** Available data **
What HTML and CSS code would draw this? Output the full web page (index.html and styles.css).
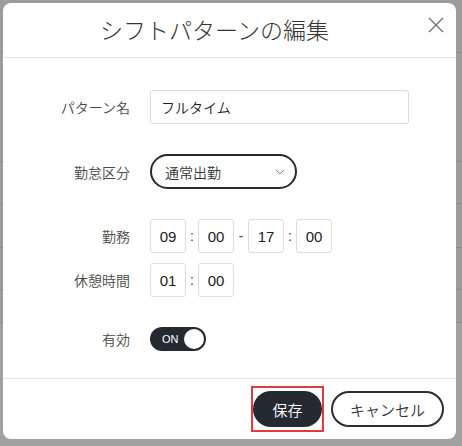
FILE: index.html
```html
<!DOCTYPE html>
<html lang="ja">
<head>
<meta charset="utf-8">
<title>シフトパターンの編集</title>
<link rel="stylesheet" href="styles.css">
</head>
<body>
<div class="backdrop">
  <div class="bg-row r1"></div>
  <div class="bg-row r2"></div>
  <div class="bg-row r3"></div>
  <div class="bg-row r4"></div>
  <div class="bg-row r5"></div>
  <div class="bg-row r6"></div>
  <div class="bg-rest"></div>
</div>
<div class="dialog">
  <div class="dlg-header">
    <div class="dlg-title">シフトパターンの編集</div>
    <div class="dlg-close">
      <svg width="16" height="16" viewBox="0 0 16 16"><path d="M1 1 L15 15 M15 1 L1 15" stroke="#6f6f6f" stroke-width="1.3" fill="none"/></svg>
    </div>
  </div>
  <div class="dlg-body">
    <div class="row row-name">
      <div class="label">パターン名</div>
      <div class="text-input">フルタイム</div>
    </div>
    <div class="row row-select">
      <div class="label">勤怠区分</div>
      <div class="select">
        <span>通常出勤</span>
        <svg class="chev" width="10" height="6" viewBox="0 0 10 6"><path d="M0.8 0.8 L5 4.8 L9.2 0.8" stroke="#666" stroke-width="0.9" fill="none"/></svg>
      </div>
    </div>
    <div class="row row-time">
      <div class="label">勤務</div>
      <div class="times">
        <div class="tbox">09</div><div class="sep">:</div><div class="tbox">00</div><div class="sep dash">-</div><div class="tbox">17</div><div class="sep">:</div><div class="tbox">00</div>
      </div>
    </div>
    <div class="row row-break">
      <div class="label">休憩時間</div>
      <div class="times">
        <div class="tbox">01</div><div class="sep">:</div><div class="tbox">00</div>
      </div>
    </div>
    <div class="row row-toggle">
      <div class="label">有効</div>
      <div class="toggle"><span class="on">ON</span><span class="knob"></span></div>
    </div>
  </div>
  <div class="dlg-footer">
    <div class="highlight"><button class="btn btn-save">保存</button></div>
    <button class="btn btn-cancel">キャンセル</button>
  </div>
</div>
</body>
</html>
```
FILE: styles.css
```css
* { box-sizing: border-box; }
html, body { margin: 0; padding: 0; }
body {
  width: 462px;
  height: 446px;
  overflow: hidden;
  background: #9c9c9c;
  font-family: "Liberation Sans", "Noto Sans CJK JP", sans-serif;
  font-weight: 350;
  position: relative;
}
.backdrop { display: flex; flex-direction: column; height: 446px; }
.bg-row { border-bottom: 1px solid #8a8a8a; flex: none; }
.r1 { height: 53px; }
.r2 { height: 109px; }
.r3 { height: 42px; }
.r4 { height: 44px; }
.r5 { height: 42px; }
.r6 { height: 33px; }
.bg-rest { flex: 1; background: #a1a1a1; }

.dialog {
  position: absolute;
  left: 3px;
  top: 3px;
  width: 453px;
  height: 436px;
  background: #fff;
  border-radius: 8px;
  display: flex;
  flex-direction: column;
  color: #333;
}
.dlg-header {
  height: 55px;
  display: flex;
  align-items: center;
  border-bottom: 1px solid #e3e3e3;
  flex: none;
}
.dlg-title {
  flex: 1;
  text-align: center;
  font-size: 23px;
  font-weight: 300;
  color: #333;
  padding-left: 4px;
  padding-bottom: 2px;
}
.dlg-close {
  width: 34px;
  height: 40px;
  display: flex;
  align-items: center;
  padding-left: 6px;
  margin-top: -11px;
}
.dlg-body {
  flex: none;
  padding: 32px 0 27px;
  display: flex;
  flex-direction: column;
}
.row { display: flex; align-items: center; gap: 20px; }
.label {
  width: 127px;
  text-align: right;
  font-size: 14px;
  color: #4a4a4a;
}
.row-select { margin-top: 30px; }
.row-time { margin-top: 30px; }
.row-break { margin-top: 10px; }
.row-toggle { margin-top: 30px; }

.text-input {
  width: 259px;
  height: 34px;
  border: 1px solid #dcdcdc;
  border-radius: 3px;
  padding-left: 10px;
  display: flex;
  align-items: center;
  font-size: 14px;
  color: #222;
}
.select {
  width: 147px;
  height: 35px;
  border: 2px solid #2a2a2a;
  border-radius: 18px;
  display: flex;
  align-items: center;
  justify-content: space-between;
  padding: 0 9px 0 13px;
  font-size: 14px;
  color: #333;
}
.chev { margin-right: 1px; margin-top: 1px; }
.times { display: flex; align-items: center; }
.tbox {
  width: 36px;
  height: 34px;
  border: 1px solid #dedede;
  border-radius: 3px;
  display: flex;
  align-items: center;
  justify-content: center;
  font-size: 15px;
  color: #222;
  font-weight: 400;
}
.sep { width: 12px; text-align: center; font-size: 14px; color: #444; }
.sep.dash { width: 14px; }

.toggle {
  width: 56px;
  height: 24px;
  border-radius: 12px;
  background: #252a32;
  display: flex;
  align-items: center;
  justify-content: space-between;
  padding: 0 2px 0 12px;
}
.toggle .on { color: #fff; font-size: 11px; font-weight: 400; }
.toggle .knob {
  width: 20px;
  height: 20px;
  border-radius: 50%;
  background: #fff;
}

.dlg-footer {
  flex: 1;
  border-top: 1px solid #e6e6e6;
  display: flex;
  align-items: center;
  justify-content: flex-end;
  padding-right: 12px;
  gap: 7px;
}
.highlight {
  border: 2px solid #e53a3a;
  padding: 3px 0;
  display: flex;
}
.btn {
  font-family: "Liberation Sans", "Noto Sans CJK JP", sans-serif;
  font-weight: 350;
  font-size: 15px;
  height: 36px;
  border-radius: 18px;
  margin: 0;
  padding: 0;
  cursor: pointer;
}
.btn-save {
  width: 69px;
  background: #252a32;
  color: #fff;
  border: none;
}
.btn-cancel {
  width: 113px;
  background: #fff;
  color: #333;
  border: 2px solid #2e2e2e;
}
```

** Exercise **
Copy the whole listing above word for word but do not carry over the pictures.

** Response for this exercise **
What HTML and CSS code would draw this? Output the full web page (index.html and styles.css).
FILE: index.html
```html
<!DOCTYPE html>
<html lang="ja">
<head>
<meta charset="utf-8">
<title>シフトパターンの編集</title>
<link rel="stylesheet" href="styles.css">
</head>
<body>
<div class="backdrop">
  <div class="bg-row r1"></div>
  <div class="bg-row r2"></div>
  <div class="bg-row r3"></div>
  <div class="bg-row r4"></div>
  <div class="bg-row r5"></div>
  <div class="bg-row r6"></div>
  <div class="bg-rest"></div>
</div>
<div class="dialog">
  <div class="dlg-header">
    <div class="dlg-title">シフトパターンの編集</div>
    <div class="dlg-close">
      <svg width="16" height="16" viewBox="0 0 16 16"><path d="M1 1 L15 15 M15 1 L1 15" stroke="#6f6f6f" stroke-width="1.3" fill="none"/></svg>
    </div>
  </div>
  <div class="dlg-body">
    <div class="row row-name">
      <div class="label">パターン名</div>
      <div class="text-input">フルタイム</div>
    </div>
    <div class="row row-select">
      <div class="label">勤怠区分</div>
      <div class="select">
        <span>通常出勤</span>
        <svg class="chev" width="10" height="6" viewBox="0 0 10 6"><path d="M0.8 0.8 L5 4.8 L9.2 0.8" stroke="#666" stroke-width="0.9" fill="none"/></svg>
      </div>
    </div>
    <div class="row row-time">
      <div class="label">勤務</div>
      <div class="times">
        <div class="tbox">09</div><div class="sep">:</div><div class="tbox">00</div><div class="sep dash">-</div><div class="tbox">17</div><div class="sep">:</div><div class="tbox">00</div>
      </div>
    </div>
    <div class="row row-break">
      <div class="label">休憩時間</div>
      <div class="times">
        <div class="tbox">01</div><div class="sep">:</div><div class="tbox">00</div>
      </div>
    </div>
    <div class="row row-toggle">
      <div class="label">有効</div>
      <div class="toggle"><span class="on">ON</span><span class="knob"></span></div>
    </div>
  </div>
  <div class="dlg-footer">
    <div class="highlight"><button class="btn btn-save">保存</button></div>
    <button class="btn btn-cancel">キャンセル</button>
  </div>
</div>
</body>
</html>
```
FILE: styles.css
```css
* { box-sizing: border-box; }
html, body { margin: 0; padding: 0; }
body {
  width: 462px;
  height: 446px;
  overflow: hidden;
  background: #9c9c9c;
  font-family: "Liberation Sans", "Noto Sans CJK JP", sans-serif;
  font-weight: 350;
  position: relative;
}
.backdrop { display: flex; flex-direction: column; height: 446px; }
.bg-row { border-bottom: 1px solid #8a8a8a; flex: none; }
.r1 { height: 53px; }
.r2 { height: 109px; }
.r3 { height: 42px; }
.r4 { height: 44px; }
.r5 { height: 42px; }
.r6 { height: 33px; }
.bg-rest { flex: 1; background: #a1a1a1; }

.dialog {
  position: absolute;
  left: 3px;
  top: 3px;
  width: 453px;
  height: 436px;
  background: #fff;
  border-radius: 8px;
  display: flex;
  flex-direction: column;
  color: #333;
}
.dlg-header {
  height: 55px;
  display: flex;
  align-items: center;
  border-bottom: 1px solid #e3e3e3;
  flex: none;
}
.dlg-title {
  flex: 1;
  text-align: center;
  font-size: 23px;
  font-weight: 300;
  color: #333;
  padding-left: 4px;
  padding-bottom: 2px;
}
.dlg-close {
  width: 34px;
  height: 40px;
  display: flex;
  align-items: center;
  padding-left: 6px;
  margin-top: -11px;
}
.dlg-body {
  flex: none;
  padding: 32px 0 27px;
  display: flex;
  flex-direction: column;
}
.row { display: flex; align-items: center; gap: 20px; }
.label {
  width: 127px;
  text-align: right;
  font-size: 14px;
  color: #4a4a4a;
}
.row-select { margin-top: 30px; }
.row-time { margin-top: 30px; }
.row-break { margin-top: 10px; }
.row-toggle { margin-top: 30px; }

.text-input {
  width: 259px;
  height: 34px;
  border: 1px solid #dcdcdc;
  border-radius: 3px;
  padding-left: 10px;
  display: flex;
  align-items: center;
  font-size: 14px;
  color: #222;
}
.select {
  width: 147px;
  height: 35px;
  border: 2px solid #2a2a2a;
  border-radius: 18px;
  display: flex;
  align-items: center;
  justify-content: space-between;
  padding: 0 9px 0 13px;
  font-size: 14px;
  color: #333;
}
.chev { margin-right: 1px; margin-top: 1px; }
.times { display: flex; align-items: center; }
.tbox {
  width: 36px;
  height: 34px;
  border: 1px solid #dedede;
  border-radius: 3px;
  display: flex;
  align-items: center;
  justify-content: center;
  font-size: 15px;
  color: #222;
  font-weight: 400;
}
.sep { width: 12px; text-align: center; font-size: 14px; color: #444; }
.sep.dash { width: 14px; }

.toggle {
  width: 56px;
  height: 24px;
  border-radius: 12px;
  background: #252a32;
  display: flex;
  align-items: center;
  justify-content: space-between;
  padding: 0 2px 0 12px;
}
.toggle .on { color: #fff; font-size: 11px; font-weight: 400; }
.toggle .knob {
  width: 20px;
  height: 20px;
  border-radius: 50%;
  background: #fff;
}

.dlg-footer {
  flex: 1;
  border-top: 1px solid #e6e6e6;
  display: flex;
  align-items: center;
  justify-content: flex-end;
  padding-right: 12px;
  gap: 7px;
}
.highlight {
  border: 2px solid #e53a3a;
  padding: 3px 0;
  display: flex;
}
.btn {
  font-family: "Liberation Sans", "Noto Sans CJK JP", sans-serif;
  font-weight: 350;
  font-size: 15px;
  height: 36px;
  border-radius: 18px;
  margin: 0;
  padding: 0;
  cursor: pointer;
}
.btn-save {
  width: 69px;
  background: #252a32;
  color: #fff;
  border: none;
}
.btn-cancel {
  width: 113px;
  background: #fff;
  color: #333;
  border: 2px solid #2e2e2e;
}
```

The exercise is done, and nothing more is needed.